» TASK INSTRUCTIONS:
Read the lines that follow and pick out every one containing the word "index".

» DATA LINES:

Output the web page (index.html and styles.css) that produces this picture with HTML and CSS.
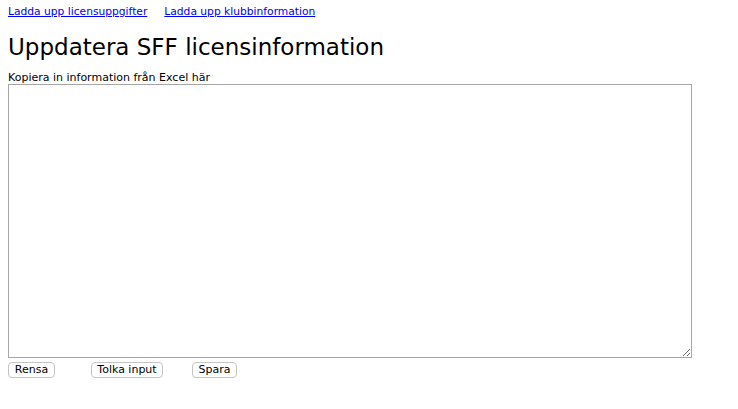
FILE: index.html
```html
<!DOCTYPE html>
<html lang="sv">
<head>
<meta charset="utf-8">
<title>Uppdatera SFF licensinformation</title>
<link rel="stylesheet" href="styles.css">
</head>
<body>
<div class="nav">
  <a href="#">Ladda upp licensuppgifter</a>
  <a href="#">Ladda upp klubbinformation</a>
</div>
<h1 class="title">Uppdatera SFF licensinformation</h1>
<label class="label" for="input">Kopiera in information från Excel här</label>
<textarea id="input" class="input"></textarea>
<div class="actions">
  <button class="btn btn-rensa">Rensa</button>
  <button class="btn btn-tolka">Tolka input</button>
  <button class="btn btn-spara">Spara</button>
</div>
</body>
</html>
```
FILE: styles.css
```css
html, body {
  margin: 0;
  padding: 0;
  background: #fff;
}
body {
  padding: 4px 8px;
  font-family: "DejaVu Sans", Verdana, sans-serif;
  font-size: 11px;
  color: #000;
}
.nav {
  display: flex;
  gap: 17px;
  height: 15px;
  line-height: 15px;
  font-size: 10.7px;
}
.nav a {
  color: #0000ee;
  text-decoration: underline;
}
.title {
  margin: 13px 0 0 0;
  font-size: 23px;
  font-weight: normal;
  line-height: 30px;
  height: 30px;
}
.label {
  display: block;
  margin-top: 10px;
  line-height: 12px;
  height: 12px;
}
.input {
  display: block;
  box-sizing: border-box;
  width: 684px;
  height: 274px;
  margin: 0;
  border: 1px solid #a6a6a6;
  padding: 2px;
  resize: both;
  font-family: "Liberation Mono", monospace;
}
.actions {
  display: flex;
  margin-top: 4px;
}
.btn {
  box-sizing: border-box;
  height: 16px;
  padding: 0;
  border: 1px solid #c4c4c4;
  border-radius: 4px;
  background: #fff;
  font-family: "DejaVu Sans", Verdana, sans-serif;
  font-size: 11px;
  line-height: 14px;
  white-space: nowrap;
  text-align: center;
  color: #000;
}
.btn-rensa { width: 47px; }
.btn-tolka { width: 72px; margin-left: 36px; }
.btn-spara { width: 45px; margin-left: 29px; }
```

» RESULT FOR THIS EXERCISE:
Output the web page (index.html and styles.css) that produces this picture with HTML and CSS.
FILE: index.html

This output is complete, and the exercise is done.